Today, we have evidence that the same trend may have begun in real estate. News broke this week that property investment giant Westbrook Partners informed its limited partners that they would be able to cut their commitments to the most recent $2.5 billion fund by 10 percent or more.

It is unlikely that Westbrook will be the only firm to make this offer. That said, the magnitude of this round of downsizing, and the reasons for it, are far different than for the venture capital market of 2002.

Back when the world was still suffering from dotcom hangover, it became clear that the billion-dollar funds of Silicon Valley were instant anachronisms – pools of investment capital formed for historically overpriced business plans. What’s more, the institutional investors that backed these funds came to the conclusion that they, in fact, despised the venture capital asset class (was it the Pets.com sock puppet that put them over the edge?)

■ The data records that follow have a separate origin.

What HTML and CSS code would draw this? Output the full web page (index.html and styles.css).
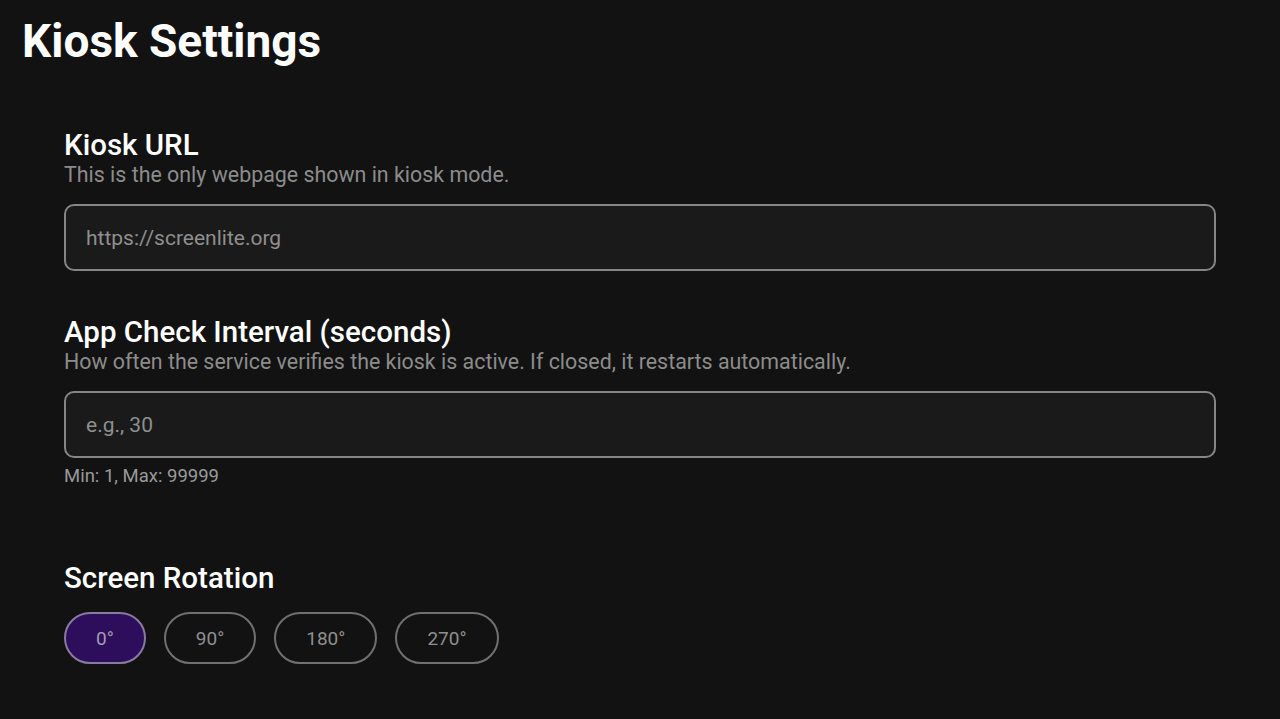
FILE: index.html
```html
<!DOCTYPE html>
<html>
<head>
<meta charset="utf-8">
<link rel="stylesheet" href="styles.css">
</head>
<body>
<main class="page">
  <h1 class="title">Kiosk Settings</h1>
  <section class="settings">
    <div class="field">
      <h2 class="label">Kiosk URL</h2>
      <p class="desc">This is the only webpage shown in kiosk mode.</p>
      <div class="input"><span class="placeholder">https://screenlite.org</span></div>
    </div>
    <div class="field">
      <h2 class="label">App Check Interval (seconds)</h2>
      <p class="desc">How often the service verifies the kiosk is active. If closed, it restarts automatically.</p>
      <div class="input"><span class="placeholder">e.g., 30</span></div>
      <p class="hint">Min: 1, Max: 99999</p>
    </div>
    <div class="field rotation">
      <h2 class="label">Screen Rotation</h2>
      <div class="chips">
        <button class="chip selected">0°</button>
        <button class="chip">90°</button>
        <button class="chip">180°</button>
        <button class="chip">270°</button>
      </div>
    </div>
  </section>
</main>
</body>
</html>
```
FILE: styles.css
```css
html, body {
  margin: 0;
  padding: 0;
  background: #121212;
  height: 100%;
  overflow: hidden;
}
body {
  font-family: Roboto, "Liberation Sans", sans-serif;
  color: #fff;
}
.page {
  padding: 13px 64px 0 22px;
}
.title {
  margin: 0;
  font-size: 46px;
  font-weight: 700;
  line-height: 56px;
  color: #fff;
}
.settings {
  padding: 59px 0 0 42px;
  display: flex;
  flex-direction: column;
}
.field {
  display: flex;
  flex-direction: column;
}
.label {
  margin: 0;
  font-size: 29.5px;
  font-weight: 500;
  line-height: 34px;
  color: #fff;
}
.desc {
  margin: 0;
  font-size: 21.4px;
  line-height: 26px;
  color: #8c8c8c;
}
.input {
  margin-top: 16px;
  height: 67px;
  box-sizing: border-box;
  border: 2px solid #858585;
  border-radius: 10px;
  background: #1a1a1a;
  display: flex;
  align-items: center;
  padding: 0 20px;
}
.placeholder {
  font-size: 21px;
  color: #8f8f8f;
}
.field + .field {
  margin-top: 44px;
}
.hint {
  margin: 7px 0 0;
  font-size: 18.5px;
  line-height: 22px;
  color: #9a9a9a;
}
.field.rotation {
  margin-top: 74px;
}
.chips {
  display: flex;
  gap: 18px;
  margin-top: 17px;
}
.chip {
  height: 52px;
  box-sizing: border-box;
  border: 2px solid #707070;
  border-radius: 26px;
  background: transparent;
  color: #8f8f8f;
  font-family: Roboto, "Liberation Sans", sans-serif;
  font-size: 19px;
  padding: 0 30px;
}
.chip.selected {
  background: #2c0e5c;
  border-color: #8a7a9e;
  color: #a49cb0;
}
```
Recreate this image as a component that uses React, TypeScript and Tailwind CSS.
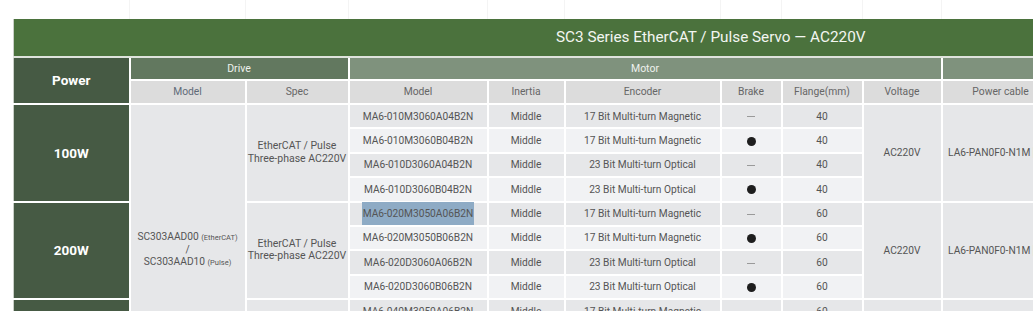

Today, by contrast, institutional investors continue to believe in real estate as an asset class, but the general meltdown across all markets has meant a liquidity crunch that is preventing some from sending the agreed-upon level of capital towards property investment (and private equity, and infrastructure, and everything else). Sadly, many LPs are aware that if ever there was a time to double down on real estate, it is now.

Westbrook’s LPs no doubt wish they didn’t have to downsize, but they truly worry that they may not have the cash to meet the next several years of capital calls. Better to restructure the fund to match the reality of the LP base than to stubbornly carry on as if the world had not been entirely rearranged.